Tata Motors: Why Analysts Are Optimistic Despite 49% Fall in Q1 Profit

Tata Motors shares traded off the day's low after earlier dropping as much as 2.5 per cent on weak Q1 results. The owners of the luxury Jaguar Land Rover brands had on Friday reported a 49 per cent slump in net profit and 6 per cent fall in net sales during the June quarter.

Reasons for the sharp fall in net profit

1) Tata Motors' Jaguar Land Rover unit is facing challenges in its biggest market - China. Jaguar Land Rover sales in China fell by a third during the June quarter, pulling down total sales at the luxury carmaker by 1 per cent.

2) According to Kotak Institutional Equities, China sales declined to 14 per cent of total volumes in the June quarter versus 30 per cent of volumes in the corresponding quarter last year and 18 per cent of volumes in the March quarter.

3) Tata Motors has been criticised for pricing its locally-made Range Rover Evoque SUV too high in China.
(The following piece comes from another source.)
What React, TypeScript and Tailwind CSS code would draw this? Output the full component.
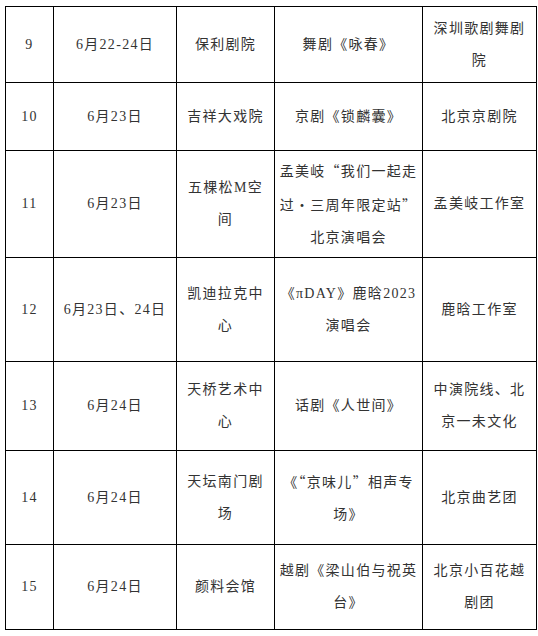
import React from "react";

type Row = {
  no: string;
  date: React.ReactNode;
  venue: React.ReactNode;
  show: React.ReactNode;
  org: React.ReactNode;
  h: string;
};

const Cj = ({ children }: { children: React.ReactNode }) => (
  <span className="font-['Noto_Sans_CJK_SC']">{children}</span>
);

const rows: Row[] = [
  {
    no: "9",
    date: "6月22-24日",
    venue: "保利剧院",
    show: "舞剧《咏春》",
    org: (
      <>
        深圳歌剧舞剧
        <br />院
      </>
    ),
    h: "h-[76px]",
  },
  {
    no: "10",
    date: "6月23日",
    venue: "吉祥大戏院",
    show: "京剧《锁麟囊》",
    org: "北京京剧院",
    h: "h-[68px]",
  },
  {
    no: "11",
    date: "6月23日",
    venue: (
      <>
        五棵松M空
        <br />间
      </>
    ),
    show: (
      <>
        孟美岐<Cj>“</Cj>我们一起走
        <br />过<Cj>·</Cj>三周年限定站<Cj>”</Cj>
        <br />北京演唱会
      </>
    ),
    org: "孟美岐工作室",
    h: "h-[107px]",
  },
  {
    no: "12",
    date: "6月23日、24日",
    venue: (
      <>
        凯迪拉克中
        <br />心
      </>
    ),
    show: (
      <>
        《πDAY》鹿晗2023
        <br />演唱会
      </>
    ),
    org: "鹿晗工作室",
    h: "h-[104px]",
  },
  {
    no: "13",
    date: "6月24日",
    venue: (
      <>
        天桥艺术中
        <br />心
      </>
    ),
    show: "话剧《人世间》",
    org: (
      <>
        中演院线、北
        <br />京一未文化
      </>
    ),
    h: "h-[89px]",
  },
  {
    no: "14",
    date: "6月24日",
    venue: (
      <>
        天坛南门剧
        <br />场
      </>
    ),
    show: (
      <>
        《<Cj>“</Cj>京味儿<Cj>”</Cj>相声专
        <br />场》
      </>
    ),
    org: "北京曲艺团",
    h: "h-[94px]",
  },
  {
    no: "15",
    date: "6月24日",
    venue: "颜料会馆",
    show: (
      <>
        越剧《梁山伯与祝英
        <br />台》
      </>
    ),
    org: (
      <>
        北京小百花越
        <br />剧团
      </>
    ),
    h: "h-[85px]",
  },
];

const cell = "border border-black text-center align-middle px-1";

export default function App() {
  return (
    <div className="w-[538px] h-[636px] bg-white pt-[6px] pl-[5px]">
      <table className="table-fixed border-collapse w-[531px] text-[14px] leading-[32px] tracking-[1.3px] text-[#333] font-['Liberation_Serif','Noto_Sans_CJK_SC',serif]">
        <colgroup>
          <col className="w-[48px]" />
          <col className="w-[123px]" />
          <col className="w-[98px]" />
          <col className="w-[148px]" />
          <col className="w-[114px]" />
        </colgroup>
        <tbody>
          {rows.map((r) => (
            <tr key={r.no}>
              <td className={`${cell} ${r.h}`}>{r.no}</td>
              <td className={cell}>{r.date}</td>
              <td className={cell}>{r.venue}</td>
              <td className={cell}>{r.show}</td>
              <td className={cell}>{r.org}</td>
            </tr>
          ))}
        </tbody>
      </table>
    </div>
  );
}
The company was also forced to recall some vehicles over quality issues, which didn't help matters, analysts say.

4) The weakness in China is a big concern for Tata Motors because strong sales of Jaguar Land Rover cars in China have long propped up profits at the company.

5) Jaguar Land Rover is not the only company facing problems in China, where economic growth has slowed to a 25 year low; automakers such as BMW and General Motors have also been facing headwinds in China, which is the world's biggest car market.
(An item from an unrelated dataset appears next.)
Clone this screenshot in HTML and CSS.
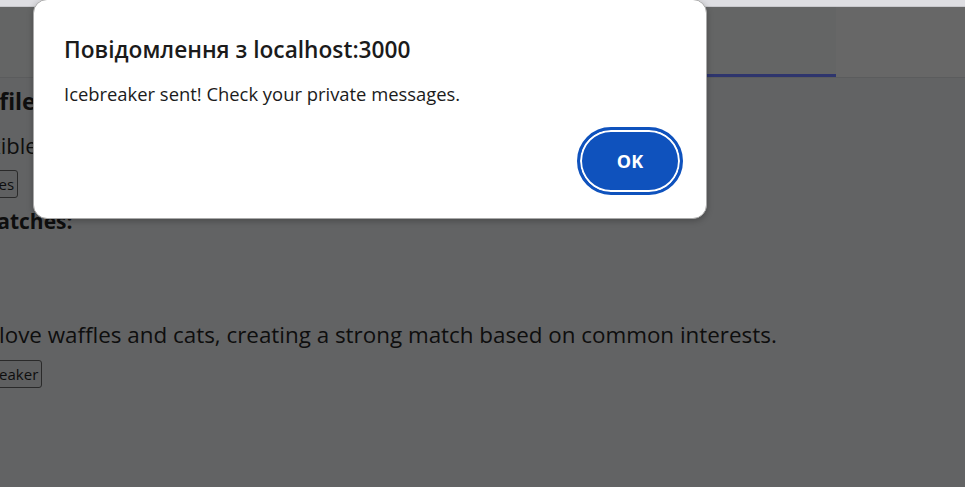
FILE: index.html
```html
<!DOCTYPE html>
<html lang="uk">
<head>
<meta charset="utf-8">
<title>Profile</title>
<link rel="stylesheet" href="styles.css">
</head>
<body>
<div class="chrome-strip"></div>
<header class="topbar">
  <div class="topbar-fill"></div>
  <div class="tab tab-active"></div>
  <div class="topbar-rest"></div>
</header>
<main class="page">
  <h2 class="heading">Profile</h2>
  <p class="line">Flexible schedule</p>
  <button class="btn">Images</button>
  <h3 class="subheading">3 Matches:</h3>
  <p class="line match-text">We love waffles and cats, creating a strong match based on common interests.</p>
  <button class="btn">Icebreaker</button>
</main>
<div class="dialog" role="alertdialog">
  <h1 class="dialog-title">Повідомлення з localhost:3000</h1>
  <p class="dialog-msg">Icebreaker sent! Check your private messages.</p>
  <div class="dialog-actions">
    <button class="ok-btn">OK</button>
  </div>
</div>
</body>
</html>
```
FILE: styles.css
```css
html, body {
  margin: 0;
  padding: 0;
}
body {
  width: 965px;
  height: 487px;
  overflow: hidden;
  background: #626364;
  font-family: "Open Sans", "Noto Sans", sans-serif;
  color: #0e0e0e;
  position: relative;
}
.chrome-strip {
  height: 6px;
  background: #dedee2;
  border-bottom: 1px solid #c9c9cd;
}
.topbar {
  display: flex;
  height: 70px;
  border-bottom: 1px solid #5b5c5d;
  background: #646565;
}
.topbar-fill {
  width: 707px;
}
.tab {
  width: 129px;
  box-sizing: border-box;
}
.tab-active {
  border-bottom: 3px solid #2e356d;
}
.topbar-rest {
  flex: 1;
  background: #676767;
}
.page {
  margin-left: -40px;
  padding-top: 7px;
  display: flex;
  flex-direction: column;
  align-items: flex-start;
}
.heading {
  margin: 0;
  font-size: 23px;
  font-weight: 700;
  line-height: 32px;
}
.line {
  margin: 13px 0 0;
  font-size: 22px;
  line-height: 30px;
}
.btn {
  font-family: "Open Sans", sans-serif;
  font-size: 15px;
  color: #0e0e0e;
  background: #5f6061;
  border: 1px solid #2a2a2a;
  border-radius: 3px;
  padding: 0 3px;
  height: 28px;
  line-height: 26px;
  margin-top: 10px;
}
.subheading {
  margin: 8px 0 0;
  font-size: 21px;
  font-weight: 700;
  line-height: 30px;
}
.match-text {
  margin-top: 84px;
  font-size: 22.4px;
}
.dialog {
  position: absolute;
  left: 33px;
  top: -1px;
  width: 674px;
  height: 220px;
  box-sizing: border-box;
  background: #fff;
  border: 1px solid #a9a9a9;
  border-radius: 14px;
  box-shadow: 0 2px 6px rgba(0, 0, 0, 0.25);
  padding: 35px 23px 0 30px;
  display: flex;
  flex-direction: column;
}
.dialog-title {
  margin: 0;
  font-size: 22.7px;
  font-weight: 600;
  line-height: 30px;
  color: #1b1b1b;
}
.dialog-msg {
  margin: 17px 0 0;
  font-size: 18.4px;
  line-height: 24px;
  color: #1b1b1b;
}
.dialog-actions {
  display: flex;
  justify-content: flex-end;
  margin-top: 21px;
}
.ok-btn {
  width: 106px;
  height: 68px;
  box-sizing: border-box;
  border-radius: 34px;
  background: #0f52bd;
  border: 3px solid #0f52bd;
  box-shadow: inset 0 0 0 2px #ffffff;
  color: #fff;
  font-family: "Open Sans", sans-serif;
  font-weight: 700;
  font-size: 18px;
}
```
Tata Motors did not witness a huge cut post Q1 earnings because a majority of analysts retained their "buy" call on the stock saying China-related weakness looks largely discounted and valuations remain supportive. Tata Motors shares have fallen over 25 per cent over the last three months.

"Given the sharp fall in the stock in the past few months, it is factoring in China negatives but ignoring positive response to recent launches and strong product cycle," Credit Suisse said.
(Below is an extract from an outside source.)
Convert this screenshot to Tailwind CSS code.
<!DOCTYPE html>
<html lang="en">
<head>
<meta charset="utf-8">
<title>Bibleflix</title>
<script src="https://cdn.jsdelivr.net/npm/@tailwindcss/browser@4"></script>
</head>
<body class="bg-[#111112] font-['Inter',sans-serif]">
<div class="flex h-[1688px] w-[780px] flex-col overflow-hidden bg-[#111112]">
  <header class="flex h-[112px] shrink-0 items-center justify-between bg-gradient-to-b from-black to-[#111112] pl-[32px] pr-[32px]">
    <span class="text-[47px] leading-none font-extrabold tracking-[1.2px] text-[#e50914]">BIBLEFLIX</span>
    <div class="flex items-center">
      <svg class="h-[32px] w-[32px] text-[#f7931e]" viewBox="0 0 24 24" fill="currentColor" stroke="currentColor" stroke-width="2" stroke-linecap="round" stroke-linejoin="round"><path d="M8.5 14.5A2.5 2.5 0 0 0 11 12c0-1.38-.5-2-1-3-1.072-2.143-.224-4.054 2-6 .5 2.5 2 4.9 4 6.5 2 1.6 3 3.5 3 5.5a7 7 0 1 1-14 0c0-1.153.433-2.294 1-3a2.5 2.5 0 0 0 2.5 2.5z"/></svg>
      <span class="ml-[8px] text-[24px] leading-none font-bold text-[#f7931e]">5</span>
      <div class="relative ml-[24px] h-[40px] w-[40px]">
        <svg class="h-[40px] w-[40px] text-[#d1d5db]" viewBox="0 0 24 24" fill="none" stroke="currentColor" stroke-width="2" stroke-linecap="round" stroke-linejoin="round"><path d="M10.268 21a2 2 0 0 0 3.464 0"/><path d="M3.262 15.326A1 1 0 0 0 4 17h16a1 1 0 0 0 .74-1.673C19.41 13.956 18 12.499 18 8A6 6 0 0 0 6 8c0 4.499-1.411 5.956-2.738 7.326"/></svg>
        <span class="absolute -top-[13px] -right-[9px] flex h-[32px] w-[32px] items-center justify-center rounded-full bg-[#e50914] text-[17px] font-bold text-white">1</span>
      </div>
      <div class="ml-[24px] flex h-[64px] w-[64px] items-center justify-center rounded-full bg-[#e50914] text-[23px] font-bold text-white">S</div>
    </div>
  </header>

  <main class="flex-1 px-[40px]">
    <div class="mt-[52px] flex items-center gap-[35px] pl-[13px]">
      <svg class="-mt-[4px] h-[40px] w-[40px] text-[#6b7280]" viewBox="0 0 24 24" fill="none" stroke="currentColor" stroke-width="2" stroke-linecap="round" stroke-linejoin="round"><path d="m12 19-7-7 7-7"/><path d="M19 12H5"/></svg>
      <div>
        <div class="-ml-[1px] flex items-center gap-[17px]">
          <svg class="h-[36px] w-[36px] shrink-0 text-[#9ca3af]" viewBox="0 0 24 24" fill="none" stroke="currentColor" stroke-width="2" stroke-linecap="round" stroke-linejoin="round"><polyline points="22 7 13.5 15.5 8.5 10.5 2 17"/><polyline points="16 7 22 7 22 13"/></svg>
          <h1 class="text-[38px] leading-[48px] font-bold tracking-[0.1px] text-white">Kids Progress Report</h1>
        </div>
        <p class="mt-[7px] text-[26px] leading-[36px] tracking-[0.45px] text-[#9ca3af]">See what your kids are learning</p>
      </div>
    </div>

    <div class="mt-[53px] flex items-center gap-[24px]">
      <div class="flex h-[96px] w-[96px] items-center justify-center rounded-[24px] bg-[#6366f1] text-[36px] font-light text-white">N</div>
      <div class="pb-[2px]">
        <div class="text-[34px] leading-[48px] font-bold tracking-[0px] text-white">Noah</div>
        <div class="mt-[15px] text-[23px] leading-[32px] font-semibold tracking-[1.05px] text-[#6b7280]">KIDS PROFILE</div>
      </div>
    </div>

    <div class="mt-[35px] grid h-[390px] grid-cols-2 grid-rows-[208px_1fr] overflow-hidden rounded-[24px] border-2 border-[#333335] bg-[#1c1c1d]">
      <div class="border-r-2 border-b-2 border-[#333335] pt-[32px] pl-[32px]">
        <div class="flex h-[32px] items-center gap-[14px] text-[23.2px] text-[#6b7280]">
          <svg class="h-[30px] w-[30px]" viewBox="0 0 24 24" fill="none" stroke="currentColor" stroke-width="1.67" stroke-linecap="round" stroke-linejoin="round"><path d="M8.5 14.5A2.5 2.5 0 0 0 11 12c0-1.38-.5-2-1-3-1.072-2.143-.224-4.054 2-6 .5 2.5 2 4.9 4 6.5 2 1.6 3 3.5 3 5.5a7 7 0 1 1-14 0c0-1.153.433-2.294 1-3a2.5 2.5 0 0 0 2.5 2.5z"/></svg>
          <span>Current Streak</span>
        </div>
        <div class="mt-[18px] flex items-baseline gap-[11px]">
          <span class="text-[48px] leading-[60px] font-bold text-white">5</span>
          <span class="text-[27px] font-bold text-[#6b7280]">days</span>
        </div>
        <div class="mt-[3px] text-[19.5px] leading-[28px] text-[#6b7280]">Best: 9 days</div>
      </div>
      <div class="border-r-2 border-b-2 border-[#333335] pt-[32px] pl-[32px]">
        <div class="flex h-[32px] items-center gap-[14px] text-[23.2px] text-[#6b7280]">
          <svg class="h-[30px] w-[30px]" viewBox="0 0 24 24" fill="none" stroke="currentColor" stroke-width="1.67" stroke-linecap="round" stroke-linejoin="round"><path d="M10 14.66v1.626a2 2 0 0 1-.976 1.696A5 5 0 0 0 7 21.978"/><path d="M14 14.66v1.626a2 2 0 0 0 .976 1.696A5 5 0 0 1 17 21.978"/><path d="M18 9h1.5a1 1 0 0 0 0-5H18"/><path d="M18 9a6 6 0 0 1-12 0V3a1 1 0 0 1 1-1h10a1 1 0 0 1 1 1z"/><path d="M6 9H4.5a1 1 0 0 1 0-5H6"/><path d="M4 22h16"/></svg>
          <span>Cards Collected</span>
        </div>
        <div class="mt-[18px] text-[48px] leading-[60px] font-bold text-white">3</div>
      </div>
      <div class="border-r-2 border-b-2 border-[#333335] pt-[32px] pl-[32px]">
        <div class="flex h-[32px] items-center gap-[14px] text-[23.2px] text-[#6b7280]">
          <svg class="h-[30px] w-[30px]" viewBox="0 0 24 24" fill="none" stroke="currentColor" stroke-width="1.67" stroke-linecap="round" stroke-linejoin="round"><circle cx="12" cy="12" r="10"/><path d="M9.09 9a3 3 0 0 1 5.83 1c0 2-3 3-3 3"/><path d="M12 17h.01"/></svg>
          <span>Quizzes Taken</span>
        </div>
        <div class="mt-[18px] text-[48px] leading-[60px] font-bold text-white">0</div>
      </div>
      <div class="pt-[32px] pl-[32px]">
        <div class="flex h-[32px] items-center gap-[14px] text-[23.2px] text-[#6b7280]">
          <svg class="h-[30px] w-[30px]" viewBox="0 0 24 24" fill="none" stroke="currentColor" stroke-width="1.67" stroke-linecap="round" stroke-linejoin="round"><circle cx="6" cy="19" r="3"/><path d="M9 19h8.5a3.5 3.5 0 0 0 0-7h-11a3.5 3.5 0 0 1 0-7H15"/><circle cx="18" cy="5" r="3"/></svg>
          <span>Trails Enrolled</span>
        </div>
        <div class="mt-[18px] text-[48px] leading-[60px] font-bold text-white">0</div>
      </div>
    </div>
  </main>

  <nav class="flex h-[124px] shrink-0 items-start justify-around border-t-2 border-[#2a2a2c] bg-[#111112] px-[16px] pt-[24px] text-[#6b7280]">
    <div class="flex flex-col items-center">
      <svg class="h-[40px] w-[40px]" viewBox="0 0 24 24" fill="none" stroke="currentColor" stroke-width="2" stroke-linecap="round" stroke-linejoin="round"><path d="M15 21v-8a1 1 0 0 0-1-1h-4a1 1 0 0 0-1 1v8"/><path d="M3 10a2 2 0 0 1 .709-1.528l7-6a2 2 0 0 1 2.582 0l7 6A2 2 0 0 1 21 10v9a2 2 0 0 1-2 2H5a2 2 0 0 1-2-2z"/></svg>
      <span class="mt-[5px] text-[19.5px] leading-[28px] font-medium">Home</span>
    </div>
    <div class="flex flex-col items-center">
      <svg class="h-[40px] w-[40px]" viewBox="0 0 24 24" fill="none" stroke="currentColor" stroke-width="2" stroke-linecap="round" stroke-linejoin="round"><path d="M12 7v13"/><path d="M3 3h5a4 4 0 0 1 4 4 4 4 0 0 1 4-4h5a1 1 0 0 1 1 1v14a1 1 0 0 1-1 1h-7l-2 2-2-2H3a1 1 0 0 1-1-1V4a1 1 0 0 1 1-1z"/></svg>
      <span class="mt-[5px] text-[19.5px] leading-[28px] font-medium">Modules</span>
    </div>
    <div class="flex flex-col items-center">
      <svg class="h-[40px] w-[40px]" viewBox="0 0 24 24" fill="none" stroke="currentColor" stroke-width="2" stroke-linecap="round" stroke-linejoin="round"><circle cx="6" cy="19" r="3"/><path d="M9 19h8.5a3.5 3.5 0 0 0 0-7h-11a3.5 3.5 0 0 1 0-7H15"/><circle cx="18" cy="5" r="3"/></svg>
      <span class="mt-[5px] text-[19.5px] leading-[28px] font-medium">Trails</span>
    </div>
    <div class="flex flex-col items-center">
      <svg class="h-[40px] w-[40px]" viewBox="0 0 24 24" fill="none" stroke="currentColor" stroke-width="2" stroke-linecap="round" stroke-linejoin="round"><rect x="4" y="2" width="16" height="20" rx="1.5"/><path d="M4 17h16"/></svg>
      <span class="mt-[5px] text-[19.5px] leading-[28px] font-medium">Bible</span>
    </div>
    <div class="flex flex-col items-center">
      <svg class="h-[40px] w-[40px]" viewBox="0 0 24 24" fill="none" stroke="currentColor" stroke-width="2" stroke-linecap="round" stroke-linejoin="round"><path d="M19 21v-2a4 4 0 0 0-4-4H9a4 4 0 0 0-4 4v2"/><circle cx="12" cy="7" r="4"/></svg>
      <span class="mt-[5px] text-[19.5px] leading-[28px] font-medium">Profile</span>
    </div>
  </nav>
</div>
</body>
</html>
Tata Motors on Friday said it has cut prices, sales and production targets at its Jaguar Land Rover arm in China. The company also cut the price of JLR's locally-made Range Rover Evoque sport-utility vehicle (SUV) by up to 6 per cent, and lowered the launch price of its Jaguar XE compact sedan.

According to Nitesh Sharma of Phillip Capital, Jaguar Land Rover should see a return to sales growth from the December quarter driven by new launches and as management improves brand awareness for the China-made Evoque.

Analysts also took heart from the domestic performance of Tata Motors; car sales in India have picked up and commercial vehicles cycle has bottomed out helping Tata Motors beat domestic sales estimates, analysts said.  

"Medium and heavy commercial volumes increased by 21 per cent year-on-year and passenger car volumes rose by 41 per cent year-on-year in the June quarter offset by weak light commercial vehicles volumes," said Hitesh Goel of Kotak.

The brokerage has a "buy" rating on Tata Motors with a target price of Rs 525.

Tata Motors shares ended 1.71 per cent lower at Rs 385.85 apiece compared to 0.46 per cent fall in the broader Nifty.